> **Exercise instructions**
Extract, from the listing that follows, each line containing the word "screenshot".

> **Records for this task**
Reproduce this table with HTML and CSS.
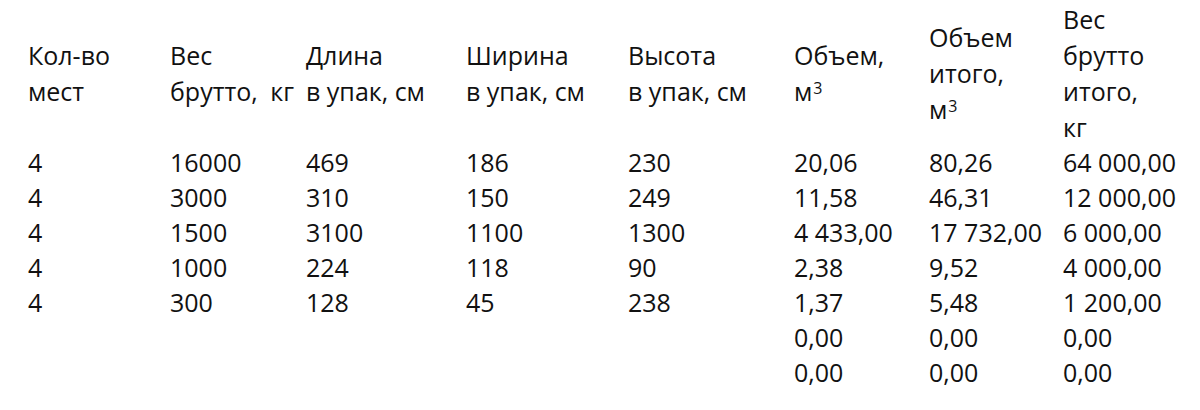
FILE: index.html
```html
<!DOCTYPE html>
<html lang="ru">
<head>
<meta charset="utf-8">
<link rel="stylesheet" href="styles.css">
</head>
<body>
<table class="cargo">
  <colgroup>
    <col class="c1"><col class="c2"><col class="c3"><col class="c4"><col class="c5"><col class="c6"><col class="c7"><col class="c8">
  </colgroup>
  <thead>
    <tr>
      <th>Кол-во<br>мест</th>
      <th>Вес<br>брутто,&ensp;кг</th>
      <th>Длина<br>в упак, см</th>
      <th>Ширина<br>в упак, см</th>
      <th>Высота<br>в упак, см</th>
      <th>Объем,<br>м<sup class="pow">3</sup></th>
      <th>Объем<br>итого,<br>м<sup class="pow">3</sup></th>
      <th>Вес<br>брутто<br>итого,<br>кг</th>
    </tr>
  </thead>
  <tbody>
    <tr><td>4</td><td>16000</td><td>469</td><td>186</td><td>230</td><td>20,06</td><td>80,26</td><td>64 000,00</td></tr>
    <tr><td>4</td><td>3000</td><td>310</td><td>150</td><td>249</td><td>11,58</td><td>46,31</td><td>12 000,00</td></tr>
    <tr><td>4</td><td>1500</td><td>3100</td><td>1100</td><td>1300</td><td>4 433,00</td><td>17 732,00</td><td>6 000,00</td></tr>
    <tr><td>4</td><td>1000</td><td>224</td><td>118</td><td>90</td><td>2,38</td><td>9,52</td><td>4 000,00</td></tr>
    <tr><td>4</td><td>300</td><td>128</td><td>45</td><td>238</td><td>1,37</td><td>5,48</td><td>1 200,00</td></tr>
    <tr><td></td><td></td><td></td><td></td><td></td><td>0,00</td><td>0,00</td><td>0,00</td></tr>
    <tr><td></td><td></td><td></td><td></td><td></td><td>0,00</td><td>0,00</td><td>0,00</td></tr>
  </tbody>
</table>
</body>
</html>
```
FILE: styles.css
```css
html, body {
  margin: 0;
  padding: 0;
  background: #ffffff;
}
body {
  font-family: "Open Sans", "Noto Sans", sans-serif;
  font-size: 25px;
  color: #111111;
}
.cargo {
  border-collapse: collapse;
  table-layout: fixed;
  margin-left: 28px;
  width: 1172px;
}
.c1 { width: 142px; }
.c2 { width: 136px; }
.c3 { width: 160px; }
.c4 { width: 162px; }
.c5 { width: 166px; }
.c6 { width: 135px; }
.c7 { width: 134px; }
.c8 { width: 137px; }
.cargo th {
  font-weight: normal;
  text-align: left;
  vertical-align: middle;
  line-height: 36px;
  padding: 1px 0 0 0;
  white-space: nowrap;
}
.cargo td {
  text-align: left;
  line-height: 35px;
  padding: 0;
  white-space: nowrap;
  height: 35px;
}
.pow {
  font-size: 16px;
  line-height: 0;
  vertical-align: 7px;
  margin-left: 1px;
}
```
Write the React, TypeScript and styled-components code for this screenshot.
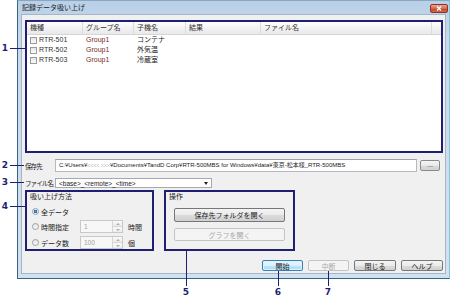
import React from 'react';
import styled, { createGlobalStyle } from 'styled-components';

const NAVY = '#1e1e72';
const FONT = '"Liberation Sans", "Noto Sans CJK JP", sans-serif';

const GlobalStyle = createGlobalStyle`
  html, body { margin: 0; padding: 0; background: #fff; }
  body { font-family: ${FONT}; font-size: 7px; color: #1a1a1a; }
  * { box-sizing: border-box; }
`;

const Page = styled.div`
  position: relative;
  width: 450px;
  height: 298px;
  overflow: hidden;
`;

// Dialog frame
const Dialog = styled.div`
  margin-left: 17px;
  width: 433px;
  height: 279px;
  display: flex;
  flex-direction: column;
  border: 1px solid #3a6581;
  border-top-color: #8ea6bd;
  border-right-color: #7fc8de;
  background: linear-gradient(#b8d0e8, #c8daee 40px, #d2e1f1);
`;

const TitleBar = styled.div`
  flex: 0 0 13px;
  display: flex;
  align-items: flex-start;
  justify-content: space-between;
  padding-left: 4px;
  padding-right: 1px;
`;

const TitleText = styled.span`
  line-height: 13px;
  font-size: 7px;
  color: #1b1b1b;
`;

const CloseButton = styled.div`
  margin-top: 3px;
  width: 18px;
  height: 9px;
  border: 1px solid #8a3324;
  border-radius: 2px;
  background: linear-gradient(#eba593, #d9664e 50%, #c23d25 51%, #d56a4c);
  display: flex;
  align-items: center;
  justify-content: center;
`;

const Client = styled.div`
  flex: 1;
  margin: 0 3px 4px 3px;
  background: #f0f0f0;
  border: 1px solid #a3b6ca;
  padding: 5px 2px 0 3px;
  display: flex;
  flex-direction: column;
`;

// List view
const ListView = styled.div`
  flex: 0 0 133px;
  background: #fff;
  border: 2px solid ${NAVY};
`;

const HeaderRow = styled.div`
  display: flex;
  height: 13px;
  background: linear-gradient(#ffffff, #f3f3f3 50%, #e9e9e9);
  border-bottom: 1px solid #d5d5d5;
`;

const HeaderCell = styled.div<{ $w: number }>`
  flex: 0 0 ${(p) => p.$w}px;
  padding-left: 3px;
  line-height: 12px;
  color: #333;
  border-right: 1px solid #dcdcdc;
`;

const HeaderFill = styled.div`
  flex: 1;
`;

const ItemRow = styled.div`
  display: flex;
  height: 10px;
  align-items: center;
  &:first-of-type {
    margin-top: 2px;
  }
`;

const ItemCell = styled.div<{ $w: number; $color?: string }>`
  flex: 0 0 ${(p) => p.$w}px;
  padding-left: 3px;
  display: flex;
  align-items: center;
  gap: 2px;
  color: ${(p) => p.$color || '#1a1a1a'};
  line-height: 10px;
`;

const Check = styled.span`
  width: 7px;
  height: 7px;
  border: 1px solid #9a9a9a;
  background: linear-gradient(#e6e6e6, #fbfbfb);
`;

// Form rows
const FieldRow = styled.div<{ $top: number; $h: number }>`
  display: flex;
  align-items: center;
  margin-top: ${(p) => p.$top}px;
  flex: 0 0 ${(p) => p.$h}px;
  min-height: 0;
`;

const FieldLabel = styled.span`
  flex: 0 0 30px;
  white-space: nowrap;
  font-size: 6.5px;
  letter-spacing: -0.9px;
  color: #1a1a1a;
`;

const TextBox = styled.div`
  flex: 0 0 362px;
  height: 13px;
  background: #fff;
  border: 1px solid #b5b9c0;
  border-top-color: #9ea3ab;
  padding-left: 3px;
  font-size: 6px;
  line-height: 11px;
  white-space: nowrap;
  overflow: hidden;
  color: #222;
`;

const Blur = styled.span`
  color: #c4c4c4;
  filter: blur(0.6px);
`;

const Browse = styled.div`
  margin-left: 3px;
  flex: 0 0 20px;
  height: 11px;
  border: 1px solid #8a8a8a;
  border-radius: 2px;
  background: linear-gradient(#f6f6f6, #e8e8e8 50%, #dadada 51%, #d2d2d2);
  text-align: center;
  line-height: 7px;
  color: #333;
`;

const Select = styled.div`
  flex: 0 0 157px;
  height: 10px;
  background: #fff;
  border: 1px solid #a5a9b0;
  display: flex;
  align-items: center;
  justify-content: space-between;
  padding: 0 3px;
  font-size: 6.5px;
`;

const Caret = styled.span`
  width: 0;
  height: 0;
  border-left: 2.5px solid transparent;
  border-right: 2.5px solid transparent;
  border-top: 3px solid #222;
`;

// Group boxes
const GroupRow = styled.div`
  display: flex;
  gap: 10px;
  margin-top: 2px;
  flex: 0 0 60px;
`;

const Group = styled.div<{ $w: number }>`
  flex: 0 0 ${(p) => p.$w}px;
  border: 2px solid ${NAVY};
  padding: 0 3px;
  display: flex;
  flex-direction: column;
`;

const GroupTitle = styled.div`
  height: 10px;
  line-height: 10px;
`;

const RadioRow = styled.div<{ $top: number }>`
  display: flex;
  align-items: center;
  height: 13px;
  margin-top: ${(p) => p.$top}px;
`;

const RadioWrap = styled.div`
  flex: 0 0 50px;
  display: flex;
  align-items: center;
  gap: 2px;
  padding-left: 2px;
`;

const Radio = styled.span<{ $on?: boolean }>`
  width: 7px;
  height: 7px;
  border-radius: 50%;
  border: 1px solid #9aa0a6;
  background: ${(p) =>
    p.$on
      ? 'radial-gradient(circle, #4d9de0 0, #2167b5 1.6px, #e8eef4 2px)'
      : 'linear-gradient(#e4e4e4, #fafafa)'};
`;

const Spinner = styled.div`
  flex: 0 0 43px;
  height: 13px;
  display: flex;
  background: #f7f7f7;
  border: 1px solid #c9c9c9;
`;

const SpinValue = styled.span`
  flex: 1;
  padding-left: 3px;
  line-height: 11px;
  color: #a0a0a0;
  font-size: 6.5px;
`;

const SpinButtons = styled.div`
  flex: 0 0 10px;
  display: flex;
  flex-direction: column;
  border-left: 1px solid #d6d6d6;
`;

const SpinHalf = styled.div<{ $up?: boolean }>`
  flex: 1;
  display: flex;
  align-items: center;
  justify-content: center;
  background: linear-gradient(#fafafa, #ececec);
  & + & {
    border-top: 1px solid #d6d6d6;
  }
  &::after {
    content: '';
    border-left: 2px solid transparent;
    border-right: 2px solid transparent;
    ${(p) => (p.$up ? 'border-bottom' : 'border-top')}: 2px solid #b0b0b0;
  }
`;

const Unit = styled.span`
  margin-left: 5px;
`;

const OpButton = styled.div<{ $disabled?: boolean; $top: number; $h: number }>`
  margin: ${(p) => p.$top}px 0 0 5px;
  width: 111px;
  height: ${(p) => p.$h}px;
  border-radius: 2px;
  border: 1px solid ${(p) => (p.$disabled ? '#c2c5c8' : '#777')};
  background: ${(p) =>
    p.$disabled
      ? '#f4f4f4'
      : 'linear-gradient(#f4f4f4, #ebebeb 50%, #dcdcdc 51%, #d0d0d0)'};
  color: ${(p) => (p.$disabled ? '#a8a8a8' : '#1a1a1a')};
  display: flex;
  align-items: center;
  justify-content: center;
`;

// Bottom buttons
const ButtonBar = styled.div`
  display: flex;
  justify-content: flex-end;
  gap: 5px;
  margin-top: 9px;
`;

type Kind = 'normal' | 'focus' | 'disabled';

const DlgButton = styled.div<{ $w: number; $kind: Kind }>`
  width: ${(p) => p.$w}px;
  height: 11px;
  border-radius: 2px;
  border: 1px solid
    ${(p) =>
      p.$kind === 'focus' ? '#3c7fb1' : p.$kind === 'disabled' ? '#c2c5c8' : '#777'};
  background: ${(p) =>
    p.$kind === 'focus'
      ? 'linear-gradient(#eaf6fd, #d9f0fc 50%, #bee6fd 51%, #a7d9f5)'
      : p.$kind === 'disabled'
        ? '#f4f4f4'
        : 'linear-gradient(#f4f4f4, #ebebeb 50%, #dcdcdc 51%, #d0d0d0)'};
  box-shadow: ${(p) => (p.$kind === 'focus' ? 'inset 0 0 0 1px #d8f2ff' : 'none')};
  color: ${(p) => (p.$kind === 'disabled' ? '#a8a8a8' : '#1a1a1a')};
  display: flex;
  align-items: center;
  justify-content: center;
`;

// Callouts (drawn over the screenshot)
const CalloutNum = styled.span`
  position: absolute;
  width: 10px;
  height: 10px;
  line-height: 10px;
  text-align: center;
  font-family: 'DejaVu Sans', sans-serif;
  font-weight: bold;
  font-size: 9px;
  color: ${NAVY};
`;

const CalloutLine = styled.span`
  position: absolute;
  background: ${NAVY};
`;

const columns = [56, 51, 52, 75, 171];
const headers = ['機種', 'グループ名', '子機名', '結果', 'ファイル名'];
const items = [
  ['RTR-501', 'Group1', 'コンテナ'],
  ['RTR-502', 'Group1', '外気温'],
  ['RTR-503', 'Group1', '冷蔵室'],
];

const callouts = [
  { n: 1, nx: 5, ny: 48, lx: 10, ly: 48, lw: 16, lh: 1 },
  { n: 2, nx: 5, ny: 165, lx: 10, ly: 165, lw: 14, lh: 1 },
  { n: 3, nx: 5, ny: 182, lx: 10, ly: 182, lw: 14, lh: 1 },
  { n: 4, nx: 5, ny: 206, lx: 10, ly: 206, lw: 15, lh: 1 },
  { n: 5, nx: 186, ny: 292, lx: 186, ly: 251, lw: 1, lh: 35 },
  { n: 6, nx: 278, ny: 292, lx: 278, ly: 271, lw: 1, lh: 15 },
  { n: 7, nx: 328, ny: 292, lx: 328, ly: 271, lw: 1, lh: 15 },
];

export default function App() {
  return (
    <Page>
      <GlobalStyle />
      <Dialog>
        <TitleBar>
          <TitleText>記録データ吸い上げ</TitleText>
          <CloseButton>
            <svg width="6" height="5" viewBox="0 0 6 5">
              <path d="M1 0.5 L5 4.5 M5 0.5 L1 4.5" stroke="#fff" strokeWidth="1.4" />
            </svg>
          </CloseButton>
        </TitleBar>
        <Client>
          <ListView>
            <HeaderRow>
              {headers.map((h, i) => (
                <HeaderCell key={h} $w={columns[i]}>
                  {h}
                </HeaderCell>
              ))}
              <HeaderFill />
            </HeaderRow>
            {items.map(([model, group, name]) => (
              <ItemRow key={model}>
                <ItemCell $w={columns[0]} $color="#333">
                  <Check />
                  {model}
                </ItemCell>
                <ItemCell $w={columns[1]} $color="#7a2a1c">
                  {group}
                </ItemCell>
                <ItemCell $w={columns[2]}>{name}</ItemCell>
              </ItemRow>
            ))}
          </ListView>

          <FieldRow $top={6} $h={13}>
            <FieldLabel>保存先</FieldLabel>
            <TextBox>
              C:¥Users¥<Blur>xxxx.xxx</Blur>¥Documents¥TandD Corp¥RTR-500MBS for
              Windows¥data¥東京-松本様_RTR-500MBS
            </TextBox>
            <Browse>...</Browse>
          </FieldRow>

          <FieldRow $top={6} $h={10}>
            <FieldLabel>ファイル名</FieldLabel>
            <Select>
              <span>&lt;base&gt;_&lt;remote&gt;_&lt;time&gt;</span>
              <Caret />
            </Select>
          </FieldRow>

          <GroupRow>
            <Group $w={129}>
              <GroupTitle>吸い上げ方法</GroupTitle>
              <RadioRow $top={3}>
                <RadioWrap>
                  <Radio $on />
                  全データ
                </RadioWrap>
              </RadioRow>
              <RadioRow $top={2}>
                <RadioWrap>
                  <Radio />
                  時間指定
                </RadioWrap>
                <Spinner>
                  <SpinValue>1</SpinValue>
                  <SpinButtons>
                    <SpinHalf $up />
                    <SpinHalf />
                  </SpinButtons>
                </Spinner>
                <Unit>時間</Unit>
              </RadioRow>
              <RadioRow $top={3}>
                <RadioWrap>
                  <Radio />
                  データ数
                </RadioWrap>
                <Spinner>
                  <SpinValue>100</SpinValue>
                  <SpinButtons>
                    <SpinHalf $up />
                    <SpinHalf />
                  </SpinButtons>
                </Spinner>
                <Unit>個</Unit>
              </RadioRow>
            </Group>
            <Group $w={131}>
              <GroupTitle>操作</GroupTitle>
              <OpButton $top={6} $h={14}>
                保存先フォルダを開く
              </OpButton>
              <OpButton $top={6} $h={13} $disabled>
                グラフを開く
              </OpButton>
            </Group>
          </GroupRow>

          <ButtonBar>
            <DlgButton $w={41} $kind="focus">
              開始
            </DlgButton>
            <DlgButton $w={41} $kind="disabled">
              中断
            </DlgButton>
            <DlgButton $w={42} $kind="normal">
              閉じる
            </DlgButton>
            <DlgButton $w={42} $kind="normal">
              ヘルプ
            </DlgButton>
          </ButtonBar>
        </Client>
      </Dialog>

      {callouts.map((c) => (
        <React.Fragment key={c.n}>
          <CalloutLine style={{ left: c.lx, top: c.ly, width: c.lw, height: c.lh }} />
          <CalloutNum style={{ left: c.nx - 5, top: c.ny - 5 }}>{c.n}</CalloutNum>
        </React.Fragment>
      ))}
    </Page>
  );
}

> **Response to the task**
Write the React, TypeScript and styled-components code for this screenshot.
// Callouts (drawn over the screenshot)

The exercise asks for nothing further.